■ DIRECTIONS FOR THIS TASK:
Output the full listing below exactly as it reads, and skip anything that is a picture.

<<<<

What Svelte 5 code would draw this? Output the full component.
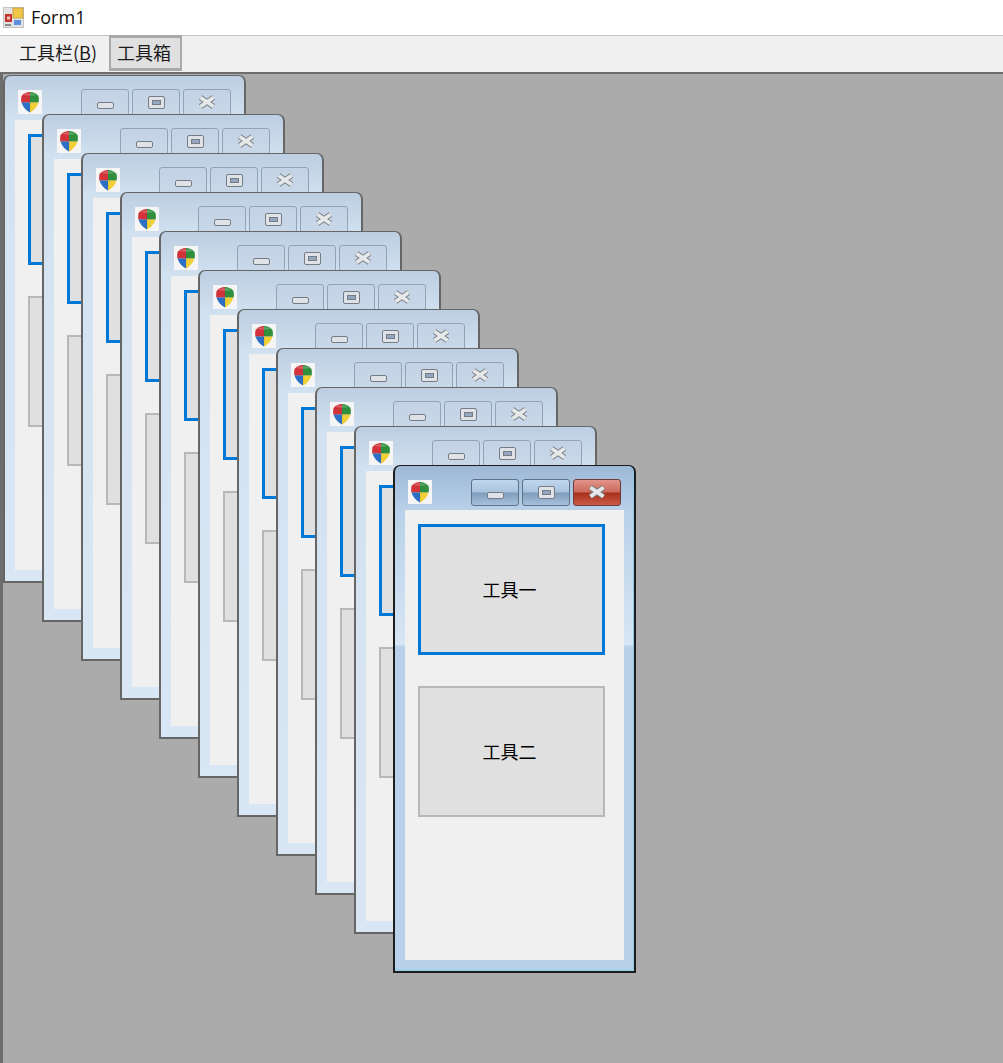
<script>
  const windows = Array.from({ length: 11 }, (_, i) => ({ id: i, active: i === 10, left: i * 39, top: 1 + i * 39 }));
</script>

{#snippet shield()}
  <svg class="shield" viewBox="0 0 24 24" aria-hidden="true">
    <rect width="24" height="24" fill="#f5f5f5" />
    <g class="crest">
      <path d="M12 2 C8.500 2 5 4 3.500 6 C3 9 3 11 3.500 12.500 H12 Z" fill="#d2333a" />
      <path d="M12 2 C15.500 2 19 4 20.500 6 C21 9 21 11 20.500 12.500 H12 Z" fill="#2f8f3c" />
      <path d="M3.500 12.500 C5 17 8 20.500 12 22.500 V12.500 Z" fill="#2c6fc6" />
      <path d="M20.500 12.500 C19 17 16 20.500 12 22.500 V12.500 Z" fill="#f0d035" />
      <path d="M12 2 V22.500 M3.500 12.500 H20.500" stroke="#4a4a4a" stroke-width="0.5" opacity="0.3" />
      <path d="M5 5 C8 2.800 16 2.800 19 5 C15 6 9 6 5 5 Z" fill="#fff" opacity="0.2" />
    </g>
  </svg>
{/snippet}

<div class="form">
  <header class="titlebar">
    <svg class="appicon" viewBox="0 0 21 21" aria-hidden="true">
      <rect x="0.500" y="0.500" width="20" height="20" fill="#e2e2e2" stroke="#c4c4c4" />
      <rect x="10" y="1" width="10" height="10" fill="#f2c646" stroke="#b99a3a" stroke-width="0.8" />
      <rect x="2" y="7" width="7" height="8" fill="#c5352d" />
      <rect x="4" y="9.500" width="3" height="3" fill="#eec6be" />
      <rect x="11" y="13" width="7" height="5" fill="#5a90de" />
      <rect x="2" y="17" width="6" height="2" fill="#8c8c8c" />
    </svg>
    <span class="caption">Form1</span>
  </header>

  <nav class="menubar">
    <span class="menuitem">工具栏(<u>B</u>)</span>
    <span class="menuitem open">工具箱</span>
  </nav>

  <main class="mdi">
    {#each windows as w (w.id)}
      <section class="win" class:active={w.active} style="left:{w.left}px;top:{w.top}px">
        <div class="head">
          {@render shield()}
          <div class="controls">
            <span class="ctl"><i class="min"></i></span>
            <span class="ctl"><i class="max"></i></span>
            <span class="ctl close">
              <svg viewBox="0 0 20 14" class="x" aria-hidden="true">
                <path d="M3.500 2.500 L16.500 11.500 M16.500 2.500 L3.500 11.500" class="xo" />
                <path d="M3.500 2.500 L16.500 11.500 M16.500 2.500 L3.500 11.500" class="xi" />
              </svg>
            </span>
          </div>
        </div>
        <div class="client">
          <button class="tool first">工具一</button>
          <button class="tool">工具二</button>
        </div>
      </section>
    {/each}
  </main>
</div>

<style>
  :global(body) {
    margin: 0;
    background: #fff;
  }
  .form {
    width: 1003px;
    height: 1063px;
    display: flex;
    flex-direction: column;
    overflow: hidden;
    font-family: "Noto Sans CJK SC", "Noto Sans", sans-serif;
  }
  .titlebar {
    height: 36px;
    flex: none;
    display: flex;
    align-items: center;
    gap: 7px;
    padding-left: 3px;
    box-sizing: border-box;
    background: #fff;
    border-bottom: 1px solid #c4c4c4;
  }
  .appicon {
    width: 21px;
    height: 21px;
  }
  .caption {
    font-family: "Open Sans", sans-serif;
    font-size: 18px;
    color: #111;
    margin-bottom: 2px;
  }
  .menubar {
    height: 36px;
    flex: none;
    display: flex;
    align-items: stretch;
    box-sizing: border-box;
    background: #f0f0f0;
    padding-left: 2px;
    color: #1c1c1c;
    font-size: 18px;
    line-height: 32px;
  }
  .menuitem {
    padding: 0 10px 0 17px;
  }
  .menuitem.open {
    padding: 0 9px 0 6px;
    margin: -1px 0 1px 2px;
    background: #e0e0e0;
    border: 2px solid #a9a9a9;
    border-top-width: 3px;
    border-bottom-width: 3px;
    line-height: 29px;
    box-sizing: border-box;
  }
  .mdi {
    position: relative;
    flex: 1;
    background: #ababab;
    border-top: 2px solid #6d6d6d;
    border-left: 3px solid #6d6d6d;
    box-sizing: border-box;
    overflow: hidden;
  }
  .win {
    position: absolute;
    width: 243px;
    height: 508px;
    box-sizing: border-box;
    border: 2px solid #666;
    border-top-width: 1px;
    border-radius: 7px 7px 0 0;
    padding: 0 10px 11px;
    display: flex;
    flex-direction: column;
    background: linear-gradient(#bccee1 0, #d3e2f1 44px, #d9e6f4 100%);
  }
  .win.active {
    border-color: #1d1d1d;
    background: linear-gradient(#9db8d6 0, #b9d1e9 44px, #b9d1e9 46px, #d7e6f5 179px, #b9d1e9 180px, #b9d1e9 100%);
    box-shadow: inset 0 -2px 0 #9fd0ea, inset -1px 0 0 #8ccbe8;
  }
  .head {
    height: 44px;
    flex: none;
    position: relative;
  }
  .shield {
    position: absolute;
    left: 3px;
    top: 14px;
    width: 24px;
    height: 24px;
  }
  .crest {
    filter: blur(0.4px);
  }
  .controls {
    position: absolute;
    right: 3px;
    top: 13px;
    display: flex;
    gap: 3px;
  }
  .ctl {
    width: 48px;
    height: 27px;
    box-sizing: border-box;
    border: 1px solid #93a3b6;
    border-radius: 3px 3px 0 0;
    background: linear-gradient(#c3d3e5, #c8d8e9);
    display: flex;
    align-items: center;
    justify-content: center;
    padding-top: 1px;
  }
  .active .ctl {
    border-color: #5f7186;
    border-radius: 3px;
    background: linear-gradient(#c2d7ee 0, #a9c3de 48%, #7f9cbb 52%, #a7c1dc 100%);
  }
  .active .ctl.close {
    border-color: #6e3b3b;
    background: linear-gradient(#e3948a 0, #c96a5c 48%, #a8301d 52%, #c85a46 100%);
  }
  .min {
    display: block;
    width: 17px;
    height: 7px;
    box-sizing: border-box;
    margin-top: 5px;
    background: #dfe2e6;
    border: 1px solid #767c85;
    border-radius: 2px;
  }
  .max {
    display: flex;
    align-items: center;
    justify-content: center;
    width: 17px;
    height: 13px;
    box-sizing: border-box;
    margin-top: -1px;
    background: #dfe2e6;
    border: 1px solid #767c85;
    border-radius: 2px;
  }
  .max::after {
    content: "";
    width: 9px;
    height: 5px;
    box-sizing: border-box;
    background: #93a8c0;
    border: 1px solid #767c85;
  }
  .x {
    width: 20px;
    height: 14px;
    margin-top: -2px;
  }
  .xo {
    stroke: #73797f;
    stroke-width: 5.500;
    fill: none;
  }
  .xi {
    stroke: #e6e8ea;
    stroke-width: 3.800;
    fill: none;
  }
  .client {
    flex: 1;
    background: #f0f0f0;
    padding: 14px 19px 0 13px;
    display: flex;
    flex-direction: column;
    gap: 31px;
    min-height: 0;
  }
  .tool {
    display: block;
    width: 187px;
    height: 131px;
    flex: none;
    box-sizing: border-box;
    margin: 0;
    padding: 0 4px 2px 0;
    border: 2px solid #b8b8b8;
    background: #e0e0e0;
    color: #000;
    font-family: "Noto Sans CJK SC", sans-serif;
    font-size: 18px;
  }
  .tool.first {
    border: 3px solid #0078d7;
  }
</style>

>>>>

■ SOLVED PROBLEM:
What Svelte 5 code would draw this? Output the full component.
<script>
  const windows = Array.from({ length: 11 }, (_, i) => ({ id: i, active: i === 10, left: i * 39, top: 1 + i * 39 }));
</script>

{#snippet shield()}
  <svg class="shield" viewBox="0 0 24 24" aria-hidden="true">
    <rect width="24" height="24" fill="#f5f5f5" />
    <g class="crest">
      <path d="M12 2 C8.500 2 5 4 3.500 6 C3 9 3 11 3.500 12.500 H12 Z" fill="#d2333a" />
      <path d="M12 2 C15.500 2 19 4 20.500 6 C21 9 21 11 20.500 12.500 H12 Z" fill="#2f8f3c" />
      <path d="M3.500 12.500 C5 17 8 20.500 12 22.500 V12.500 Z" fill="#2c6fc6" />
      <path d="M20.500 12.500 C19 17 16 20.500 12 22.500 V12.500 Z" fill="#f0d035" />
      <path d="M12 2 V22.500 M3.500 12.500 H20.500" stroke="#4a4a4a" stroke-width="0.5" opacity="0.3" />
      <path d="M5 5 C8 2.800 16 2.800 19 5 C15 6 9 6 5 5 Z" fill="#fff" opacity="0.2" />
    </g>
  </svg>
{/snippet}

<div class="form">
  <header class="titlebar">
    <svg class="appicon" viewBox="0 0 21 21" aria-hidden="true">
      <rect x="0.500" y="0.500" width="20" height="20" fill="#e2e2e2" stroke="#c4c4c4" />
      <rect x="10" y="1" width="10" height="10" fill="#f2c646" stroke="#b99a3a" stroke-width="0.8" />
      <rect x="2" y="7" width="7" height="8" fill="#c5352d" />
      <rect x="4" y="9.500" width="3" height="3" fill="#eec6be" />
      <rect x="11" y="13" width="7" height="5" fill="#5a90de" />
      <rect x="2" y="17" width="6" height="2" fill="#8c8c8c" />
    </svg>
    <span class="caption">Form1</span>
  </header>

  <nav class="menubar">
    <span class="menuitem">工具栏(<u>B</u>)</span>
    <span class="menuitem open">工具箱</span>
  </nav>

  <main class="mdi">
    {#each windows as w (w.id)}
      <section class="win" class:active={w.active} style="left:{w.left}px;top:{w.top}px">
        <div class="head">
          {@render shield()}
          <div class="controls">
            <span class="ctl"><i class="min"></i></span>
            <span class="ctl"><i class="max"></i></span>
            <span class="ctl close">
              <svg viewBox="0 0 20 14" class="x" aria-hidden="true">
                <path d="M3.500 2.500 L16.500 11.500 M16.500 2.500 L3.500 11.500" class="xo" />
                <path d="M3.500 2.500 L16.500 11.500 M16.500 2.500 L3.500 11.500" class="xi" />
              </svg>
            </span>
          </div>
        </div>
        <div class="client">
          <button class="tool first">工具一</button>
          <button class="tool">工具二</button>
        </div>
      </section>
    {/each}
  </main>
</div>

<style>
  :global(body) {
    margin: 0;
    background: #fff;
  }
  .form {
    width: 1003px;
    height: 1063px;
    display: flex;
    flex-direction: column;
    overflow: hidden;
    font-family: "Noto Sans CJK SC", "Noto Sans", sans-serif;
  }
  .titlebar {
    height: 36px;
    flex: none;
    display: flex;
    align-items: center;
    gap: 7px;
    padding-left: 3px;
    box-sizing: border-box;
    background: #fff;
    border-bottom: 1px solid #c4c4c4;
  }
  .appicon {
    width: 21px;
    height: 21px;
  }
  .caption {
    font-family: "Open Sans", sans-serif;
    font-size: 18px;
    color: #111;
    margin-bottom: 2px;
  }
  .menubar {
    height: 36px;
    flex: none;
    display: flex;
    align-items: stretch;
    box-sizing: border-box;
    background: #f0f0f0;
    padding-left: 2px;
    color: #1c1c1c;
    font-size: 18px;
    line-height: 32px;
  }
  .menuitem {
    padding: 0 10px 0 17px;
  }
  .menuitem.open {
    padding: 0 9px 0 6px;
    margin: -1px 0 1px 2px;
    background: #e0e0e0;
    border: 2px solid #a9a9a9;
    border-top-width: 3px;
    border-bottom-width: 3px;
    line-height: 29px;
    box-sizing: border-box;
  }
  .mdi {
    position: relative;
    flex: 1;
    background: #ababab;
    border-top: 2px solid #6d6d6d;
    border-left: 3px solid #6d6d6d;
    box-sizing: border-box;
    overflow: hidden;
  }
  .win {
    position: absolute;
    width: 243px;
    height: 508px;
    box-sizing: border-box;
    border: 2px solid #666;
    border-top-width: 1px;
    border-radius: 7px 7px 0 0;
    padding: 0 10px 11px;
    display: flex;
    flex-direction: column;
    background: linear-gradient(#bccee1 0, #d3e2f1 44px, #d9e6f4 100%);
  }
  .win.active {
    border-color: #1d1d1d;
    background: linear-gradient(#9db8d6 0, #b9d1e9 44px, #b9d1e9 46px, #d7e6f5 179px, #b9d1e9 180px, #b9d1e9 100%);
    box-shadow: inset 0 -2px 0 #9fd0ea, inset -1px 0 0 #8ccbe8;
  }
  .head {
    height: 44px;
    flex: none;
    position: relative;
  }
  .shield {
    position: absolute;
    left: 3px;
    top: 14px;
    width: 24px;
    height: 24px;
  }
  .crest {
    filter: blur(0.4px);
  }
  .controls {
    position: absolute;
    right: 3px;
    top: 13px;
    display: flex;
    gap: 3px;
  }
  .ctl {
    width: 48px;
    height: 27px;
    box-sizing: border-box;
    border: 1px solid #93a3b6;
    border-radius: 3px 3px 0 0;
    background: linear-gradient(#c3d3e5, #c8d8e9);
    display: flex;
    align-items: center;
    justify-content: center;
    padding-top: 1px;
  }
  .active .ctl {
    border-color: #5f7186;
    border-radius: 3px;
    background: linear-gradient(#c2d7ee 0, #a9c3de 48%, #7f9cbb 52%, #a7c1dc 100%);
  }
  .active .ctl.close {
    border-color: #6e3b3b;
    background: linear-gradient(#e3948a 0, #c96a5c 48%, #a8301d 52%, #c85a46 100%);
  }
  .min {
    display: block;
    width: 17px;
    height: 7px;
    box-sizing: border-box;
    margin-top: 5px;
    background: #dfe2e6;
    border: 1px solid #767c85;
    border-radius: 2px;
  }
  .max {
    display: flex;
    align-items: center;
    justify-content: center;
    width: 17px;
    height: 13px;
    box-sizing: border-box;
    margin-top: -1px;
    background: #dfe2e6;
    border: 1px solid #767c85;
    border-radius: 2px;
  }
  .max::after {
    content: "";
    width: 9px;
    height: 5px;
    box-sizing: border-box;
    background: #93a8c0;
    border: 1px solid #767c85;
  }
  .x {
    width: 20px;
    height: 14px;
    margin-top: -2px;
  }
  .xo {
    stroke: #73797f;
    stroke-width: 5.500;
    fill: none;
  }
  .xi {
    stroke: #e6e8ea;
    stroke-width: 3.800;
    fill: none;
  }
  .client {
    flex: 1;
    background: #f0f0f0;
    padding: 14px 19px 0 13px;
    display: flex;
    flex-direction: column;
    gap: 31px;
    min-height: 0;
  }
  .tool {
    display: block;
    width: 187px;
    height: 131px;
    flex: none;
    box-sizing: border-box;
    margin: 0;
    padding: 0 4px 2px 0;
    border: 2px solid #b8b8b8;
    background: #e0e0e0;
    color: #000;
    font-family: "Noto Sans CJK SC", sans-serif;
    font-size: 18px;
  }
  .tool.first {
    border: 3px solid #0078d7;
  }
</style>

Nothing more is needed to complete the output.